Certainly, both books lay out the man's virtues. A leader by accident -- Dean was Vermont's lieutenant governor when the Republican governor died in 1991 -- he gracefully managed the traumatizing transition and won five elections in his own right. He conserved half a million wilderness acres, admirably leashed the spenders in his own party while reinforcing the safety net, and signed civil-unions legislation amid sometimes hateful opposition that led him to campaign for his last term in a bulletproof vest. Demonstrating wisdom, Dean signed the bill privately to avoid public gloating that could inflame opponents.
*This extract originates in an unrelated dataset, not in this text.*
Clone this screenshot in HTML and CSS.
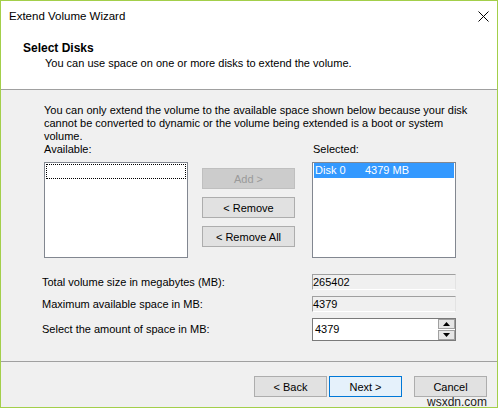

But a record only tells you so much. As governor of California, Ronald Reagan liberalized abortion laws and raised taxes. The past isn't necessarily presidential prologue, and understandably, Dean's book puts a positive spin on what his presidency would be like, while "A Citizen's Guide" occasionally challenges his statements. But taken together, they reveal a man at the bottom of the learning curve on world affairs.
"I disagree with the whole notion of preemptive war," he says flatly in "Winning Back America." That doesn't square with what he tells the Vermont reporters: "I believe there are times when preemptive force is justified, but there has to be an immediate threat." Missing such contradictions is the occupational hazard of writing quickie books; the authors cranked out "A Citizen's Guide" in eight weeks, after Dean rocketed to the top of presidential preference polls and before his own book debuted. But other omissions in "A Citizen's Guide" are less defensible.
Dean tells the reporters he wants to shift federal farm subsidies away from corporate agribusiness and toward family farms. Yet long ago he endorsed President Bush's abysmal farm bill on "Meet the Press," saying it provided money for family farms in Vermont. It also kept subsidies lopsided on behalf of corporate welfare (and shafted Third World farmers, who can't compete with subsidized corporations -- an odd stance for a candidate who mouths support for social justice). Dean's book is mum on the matter.
Dean, of course, eclipsed his Democratic primary rivals on the strength of his opposition to the war against Saddam Hussein. There were reasonable arguments on both sides of that debate, but Dean's were worrisomely ill considered. "Iraq was not an imminent threat to the security of the United States," he writes in "Winning Back America." Indeed not -- which was the strongest argument for disarming Saddam now. Reading just the recent headlines about North Korea reveals that a president's military options contract, not expand, when the enemy is an imminent threat, i.e., has weapons of mass destruction. Candidate Dean was quoted once as saying that he would have unilaterally attacked Saddam if the dictator had possessed nuclear weapons. It's likely President Dean would do no such thing.
Of course, none of this will trouble Dean's diehard supporters. Dean, like Reagan, inspires hero worship, and hero worshippers dwell in the comforting dark of don't-bother-me-with-the-facts certitude. For others trying to honestly assess the Democratic front-runner, these two books are valuable for the questions they answer about his past -- and for the doubts about his future plans that linger after you've finished reading.